## PROBLEM TO WORK ON
Begin with the first line of the material and write out each line exactly, ending with the line that contains "import React from". Pictures are not part of the copy.

## DATA SHOWN
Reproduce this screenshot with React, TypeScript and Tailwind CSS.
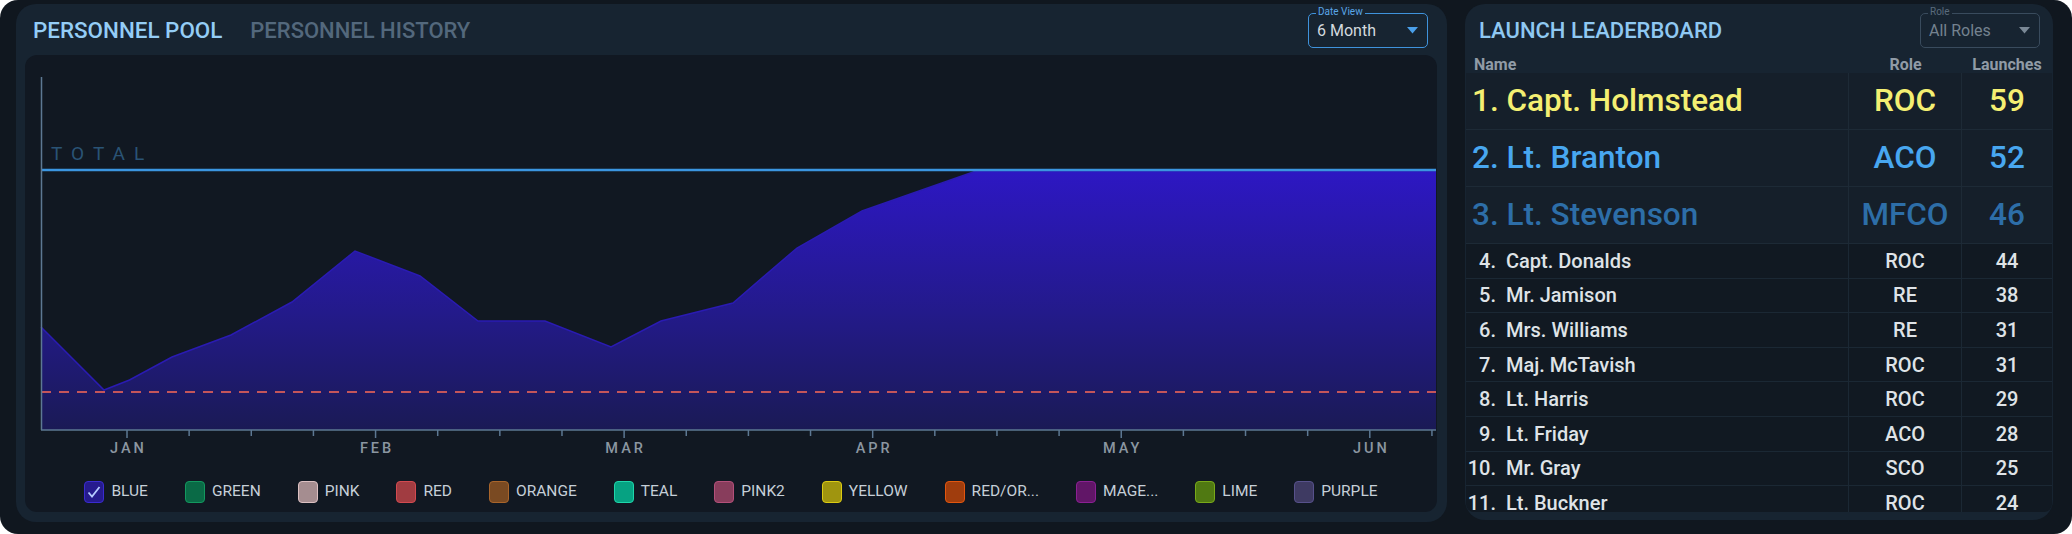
import React from "react";

const pts: [number, number][] = [
  [16, 272], [79, 335], [104.5, 325], [147, 302], [206, 280], [267, 247], [330, 196],
  [395, 221], [453, 266], [520, 266], [586, 292], [636, 266], [708, 248], [772, 193],
  [837, 156], [951, 116], [1411, 116],
];

const months = ["JAN", "FEB", "MAR", "APR", "MAY", "JUN"];

const legend = [
  { label: "BLUE", fill: "bg-[#261b8e]", border: "border-[#3a2bd0]", checked: true },
  { label: "GREEN", fill: "bg-[#0a6a46]", border: "border-[#13985f]" },
  { label: "PINK", fill: "bg-[#a58d90]", border: "border-[#dcc0c2]" },
  { label: "RED", fill: "bg-[#a13c41]", border: "border-[#d24a50]" },
  { label: "ORANGE", fill: "bg-[#7a4a22]", border: "border-[#a9652b]" },
  { label: "TEAL", fill: "bg-[#06a282]", border: "border-[#1fd6ab]" },
  { label: "PINK2", fill: "bg-[#883d5c]", border: "border-[#b3507a]" },
  { label: "YELLOW", fill: "bg-[#a0950f]", border: "border-[#dccb12]" },
  { label: "RED/OR...", fill: "bg-[#a03d0d]", border: "border-[#e2560f]" },
  { label: "MAGE...", fill: "bg-[#611667]", border: "border-[#8b2093]" },
  { label: "LIME", fill: "bg-[#507912]", border: "border-[#79a919]" },
  { label: "PURPLE", fill: "bg-[#3e3a62]", border: "border-[#57518b]" },
];

const top3 = [
  { rank: 1, name: "Capt. Holmstead", role: "ROC", n: 59, color: "text-[#f4ef72]" },
  { rank: 2, name: "Lt. Branton", role: "ACO", n: 52, color: "text-[#48a7f0]" },
  { rank: 3, name: "Lt. Stevenson", role: "MFCO", n: 46, color: "text-[#2d6ea8]" },
];

const rest: [number, string, string, number][] = [
  [4, "Capt. Donalds", "ROC", 44],
  [5, "Mr. Jamison", "RE", 38],
  [6, "Mrs. Williams", "RE", 31],
  [7, "Maj. McTavish", "ROC", 31],
  [8, "Lt. Harris", "ROC", 29],
  [9, "Lt. Friday", "ACO", 28],
  [10, "Mr. Gray", "SCO", 25],
  [11, "Lt. Buckner", "ROC", 24],
];

function Select({ label, value, active }: { label: string; value: string; active?: boolean }) {
  return (
    <div
      className={`relative w-[120px] h-[35px] shrink-0 rounded-[5px] border-[1.5px] flex items-center justify-between pl-[8px] pr-[9px] ${
        active ? "border-[#3f93dc]" : "border-[#394b5d]"
      }`}
    >
      <span
        className={`absolute -top-[8px] left-[7px] px-[2px] bg-[#172431] text-[10px] leading-[12px] ${
          active ? "text-[#5aa6e8]" : "text-[#5a6b7c]"
        }`}
      >
        {label}
      </span>
      <span className={`text-[16px] leading-none ${active ? "text-[#d3d9df]" : "text-[#74828f]"}`}>{value}</span>
      <svg width="11" height="7" viewBox="0 0 11 7">
        <polygon points="0,0 11,0 5.5,6.5" fill={active ? "#4a9fe9" : "#7a8896"} />
      </svg>
    </div>
  );
}

function Chart() {
  const line = pts.map((p, i) => `${i ? "L" : "M"}${p[0]},${p[1]}`).join(" ");
  const area = `M16,375 ${pts.map((p) => `L${p[0]},${p[1]}`).join(" ")} L1411,375 Z`;
  const ticks = Array.from({ length: 22 }, (_, k) => 102 + k * 62.14);
  return (
    <svg width="1412" height="410" viewBox="0 0 1412 410" className="block">
      <defs>
        <linearGradient id="ag" x1="0" y1="116" x2="0" y2="375" gradientUnits="userSpaceOnUse">
          <stop offset="0" stopColor="#2d17c3" />
          <stop offset="0.55" stopColor="#231a8a" />
          <stop offset="1" stopColor="#1a1a55" />
        </linearGradient>
      </defs>
      <path d={area} fill="url(#ag)" />
      <path d={line} fill="none" stroke="#2a1bb2" strokeWidth="1.5" />
      <text x="26" y="105" fill="#2a5375" fontSize="19" letterSpacing="9" fontFamily="Roboto, sans-serif">
        TOTAL
      </text>
      <line x1="16" y1="115" x2="1411" y2="115" stroke="#3b95e0" strokeWidth="2.5" />
      <line x1="16" y1="337" x2="1411" y2="337" stroke="#c4555a" strokeWidth="2" strokeDasharray="10 8" />
      <line x1="16.5" y1="22" x2="16.5" y2="375" stroke="#5d7893" strokeWidth="1.5" />
      <line x1="16" y1="375" x2="1411" y2="375" stroke="#5d7893" strokeWidth="1.5" />
      {ticks.map((x, k) => (
        <line key={k} x1={x} y1="375" x2={x} y2={k % 4 === 0 ? 383 : 381} stroke="#5d7893" strokeWidth="1.5" />
      ))}
      {months.map((m, i) => (
        <text
          key={m}
          x={102 + i * 4 * 62.14 + 1.5}
          y="398"
          fill="#8b96a1"
          fontSize="14.5"
          fontWeight="500"
          letterSpacing="3"
          textAnchor="middle"
          fontFamily="Roboto, sans-serif"
        >
          {m}
        </text>
      ))}
    </svg>
  );
}

export default function App() {
  return (
    <div className="w-[2072px] h-[534px] rounded-[18px] bg-[#10171f] flex gap-[18px] pl-[16px] pr-[19px] pt-[4px] pb-[12px] font-[Roboto,sans-serif]">
      {/* Left panel */}
      <div className="w-[1431px] h-[518px] rounded-[20px] bg-[#172431] flex flex-col pl-[9px] pr-[10px] pb-[10px]">
        <div className="h-[51px] flex items-start pt-[9px] shrink-0">
          <div className="flex-1 h-[35px] flex items-center gap-[28px] pl-[8px]">
            <span className="text-[22.4px] font-medium text-[#94cdf6] leading-none">PERSONNEL POOL</span>
            <span className="text-[22px] font-medium text-[#53687c] leading-none">PERSONNEL HISTORY</span>
          </div>
          <div className="mr-[9px]">
            <Select label="Date View" value="6 Month" active />
          </div>
        </div>
        <div className="flex-1 rounded-[12px] bg-[#111822] flex flex-col overflow-hidden">
          <Chart />
          <div className="h-[47px] pt-[6px] flex items-center justify-center gap-[37px]">
            {legend.map((l) => (
              <div key={l.label} className="flex items-center gap-[7px]">
                <div
                  className={`w-[20px] h-[22px] rounded-[4px] border-[1.5px] ${l.fill} ${l.border} flex items-center justify-center`}
                >
                  {l.checked && (
                    <svg width="16" height="16" viewBox="0 0 16 16">
                      <polyline points="2.5,8.5 6,12.5 13.5,3" fill="none" stroke="#b4c9ff" strokeWidth="1.8" />
                    </svg>
                  )}
                </div>
                <span className="text-[15.5px] text-[#c6cfd8] leading-none">{l.label}</span>
              </div>
            ))}
          </div>
        </div>
      </div>

      {/* Right panel */}
      <div className="flex-1 h-[516px] rounded-[20px] bg-[#172431] flex flex-col px-[1px] pb-[8px]">
        <div className="h-[52px] shrink-0 flex items-start pt-[9px] pr-[12px]">
          <div className="flex-1 h-[35px] flex items-center pl-[13px]">
            <span className="text-[22px] font-medium text-[#8fc8f2] leading-none">LAUNCH LEADERBOARD</span>
          </div>
          <Select label="Role" value="All Roles" />
        </div>
        <div className="h-[17px] shrink-0 flex items-center text-[16px] font-bold text-[#909ba6] leading-none">
          <div className="w-[383px] pl-[8px]">Name</div>
          <div className="w-[113px] text-center">Role</div>
          <div className="flex-1 text-center">Launches</div>
        </div>
        <div className="flex-1 overflow-hidden rounded-b-[8px] bg-[#111922]">
          {top3.map((r) => (
            <div
              key={r.rank}
              className={`h-[57px] flex items-stretch bg-[#151f2a] border-b border-[#1d2a36] text-[31.5px] font-medium ${r.color}`}
            >
              <div className="w-[383px] flex items-center pl-[6px] border-r border-[#1d2a36] whitespace-nowrap">
                {r.rank}. {r.name}
              </div>
              <div className="w-[113px] flex items-center justify-center border-r border-[#1d2a36]">{r.role}</div>
              <div className="flex-1 flex items-center justify-center">{r.n}</div>
            </div>
          ))}
          {rest.map(([rank, name, role, n]) => (
            <div
              key={rank}
              className="h-[34.6px] flex items-stretch border-b border-[#1b2834] text-[20px] font-medium text-[#dfe3e7]"
            >
              <div className="w-[383px] flex items-center border-r border-[#1b2834] whitespace-nowrap">
                <span className="w-[30px] text-right">{rank}.</span>
                <span className="ml-[10px]">{name}</span>
              </div>
              <div className="w-[113px] flex items-center justify-center border-r border-[#1b2834]">{role}</div>
              <div className="flex-1 flex items-center justify-center">{n}</div>
            </div>
          ))}
        </div>
      </div>
    </div>
  );
}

## COMPLETED TASK
Reproduce this screenshot with React, TypeScript and Tailwind CSS.
import React from "react";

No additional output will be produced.